Never invent statistics or quotations to fill a gap. A fabricated figure is worse than an honest “the evidence here is limited.”
Common mistakes
- All description, no argument. If a reader could not state your position in one sentence, you have written a report, not an essay.
- Listing theories. Mentioning five frameworks shows breadth; using one well shows depth. Depth scores higher.
- Ignoring the counterargument. Pretending no one disagrees makes your case look fragile. Naming the strongest objection and answering it makes it look tested.
- Vague evidence. “Studies show” and “it is well known” are red flags. Name the source or drop the claim.

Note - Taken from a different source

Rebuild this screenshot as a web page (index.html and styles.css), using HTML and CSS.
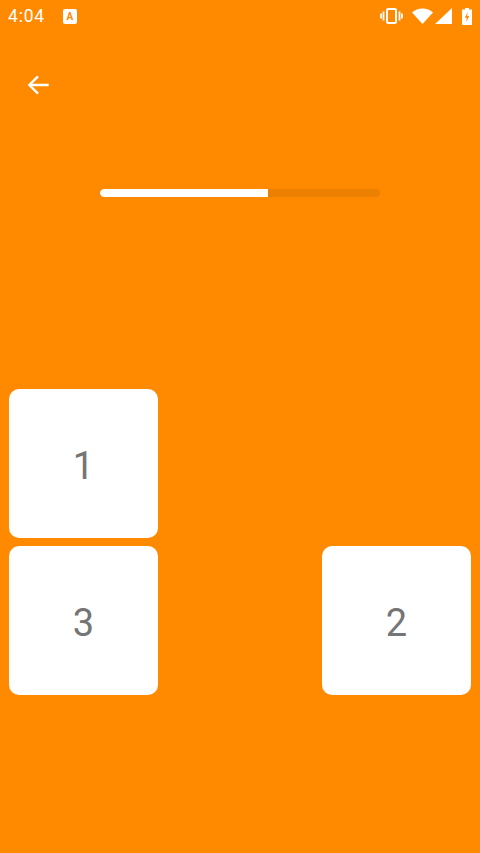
FILE: index.html
```html
<!DOCTYPE html>
<html lang="en">
<head>
    <meta charset="UTF-8">
    <meta name="viewport" content="width=device-width, initial-scale=1.0">
    <title>Puzzle</title>
    <link rel="stylesheet" href="styles.css">
</head>
<body>
    <div id="screen">
        <!-- Status bar -->
        <div class="status-bar">
            <div class="status-left">
                <span class="clock">4:04</span>
                <span class="notif">A</span>
            </div>
            <div class="status-right">
                <svg class="vibrate" width="23" height="16" viewBox="0 0 23 16">
                    <rect x="7" y="1" width="9" height="14" rx="1" fill="none" stroke="#fff" stroke-width="2"/>
                    <path d="M3.500 3.500v9M1 5.500v5M19.500 3.500v9M22 5.500v5" stroke="#fff" stroke-width="1.800" fill="none"/>
                </svg>
                <svg class="wifi" width="21" height="16" viewBox="0 0 21 16">
                    <path d="M0 4.500C3 1.800 6.500 0.500 10.500 0.500s7.500 1.300 10.500 4L10.500 16z" fill="#fff"/>
                </svg>
                <svg class="signal" width="17" height="16" viewBox="0 0 17 16">
                    <path d="M0 16L17 0v16z" fill="#fff"/>
                </svg>
                <svg class="battery" width="10" height="17" viewBox="0 0 10 17">
                    <path d="M3 0h4v1.500h3V17H0V1.500h3z" fill="#fff"/>
                    <path d="M5.800 4L2.800 9.800h2L4.200 14l3.100-6H5.200z" fill="#ff8a00"/>
                </svg>
            </div>
        </div>

        <!-- Back arrow -->
        <div class="toolbar">
            <svg width="32" height="32" viewBox="0 0 24 24">
                <path d="M20 12H5.500M12 5.500L5.500 12l6.500 6.500" fill="none" stroke="#fff" stroke-width="1.800"/>
            </svg>
        </div>

        <!-- Progress -->
        <div class="progress">
            <div class="progress-fill" style="width: 60%"></div>
        </div>

        <!-- Tiles -->
        <div class="board">
            <div class="tile">1</div>
            <div class="empty"></div>
            <div class="empty"></div>
            <div class="tile">3</div>
            <div class="empty"></div>
            <div class="tile">2</div>
            <div class="empty"></div>
            <div class="empty"></div>
            <div class="empty"></div>
        </div>
    </div>
</body>
</html>
```

FILE: styles.css
```css
html, body {
    margin: 0;
    padding: 0;
}
#screen {
    width: 480px;
    height: 853px;
    background: #ff8a00;
    display: flex;
    flex-direction: column;
    overflow: hidden;
    font-family: Roboto, "Liberation Sans", sans-serif;
}
.status-bar {
    height: 32px;
    padding: 0 8px;
    display: flex;
    justify-content: space-between;
    align-items: center;
    box-sizing: border-box;
    flex-shrink: 0;
}
.status-left {
    display: flex;
    align-items: center;
    gap: 18px;
    color: #fff;
}
.clock {
    font-size: 17.500px;
    letter-spacing: 0.8px;
}
.notif {
    width: 14px;
    height: 15px;
    background: #fff;
    color: #ff8a00;
    border-radius: 2px;
    font-size: 10px;
    font-weight: 700;
    line-height: 15px;
    text-align: center;
}
.status-right {
    display: flex;
    align-items: center;
}
.wifi {
    margin-left: 9px;
}
.signal {
    margin-left: 2px;
}
.battery {
    margin-left: 10px;
}
.toolbar {
    height: 32px;
    padding: 37px 0 0 22px;
    flex-shrink: 0;
}
.progress {
    width: 280px;
    height: 8px;
    margin: 88px 0 0 100px;
    background: #ec8002;
    border-radius: 4px;
    flex-shrink: 0;
    overflow: hidden;
}
.progress-fill {
    height: 100%;
    background: #fff;
    border-radius: 4px 0 0 4px;
}
.board {
    margin-top: 192px;
    padding: 0 9px;
    display: grid;
    grid-template-columns: repeat(3, 149px);
    grid-template-rows: repeat(3, 149px);
    column-gap: 7.5px;
    row-gap: 7.5px;
}
.tile {
    background: #fff;
    border-radius: 10px;
    color: #757575;
    font-size: 38px;
    padding-top: 5px;
    box-sizing: border-box;
    display: flex;
    align-items: center;
    justify-content: center;
}
```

- A conclusion that just repeats. The conclusion should answer “so what?” — what a manager should take away — not copy the introduction.
A short worked example
Suppose the question is “Does remote work weaken team cohesion?” Here is a body paragraph that argues rather than describes:
Remote work does not destroy cohesion so much as remove the informal contact that builds it by accident. In a co-located office, trust often forms through unplanned moments — a shared lunch, a hallway question. Remote teams lose these by default, which the “social capital” view of teams predicts will erode mutual understanding over time. Yet this framework assumes informal contact cannot be designed. Teams that deliberately schedule low-stakes contact appear to maintain cohesion, which suggests the real variable is not distance but whether informal connection is left to chance.
The paragraph makes one point, applies a named idea, tests its limits, and lands on a sharper version of the thesis. That is the difference between writing about management and making an argument in it.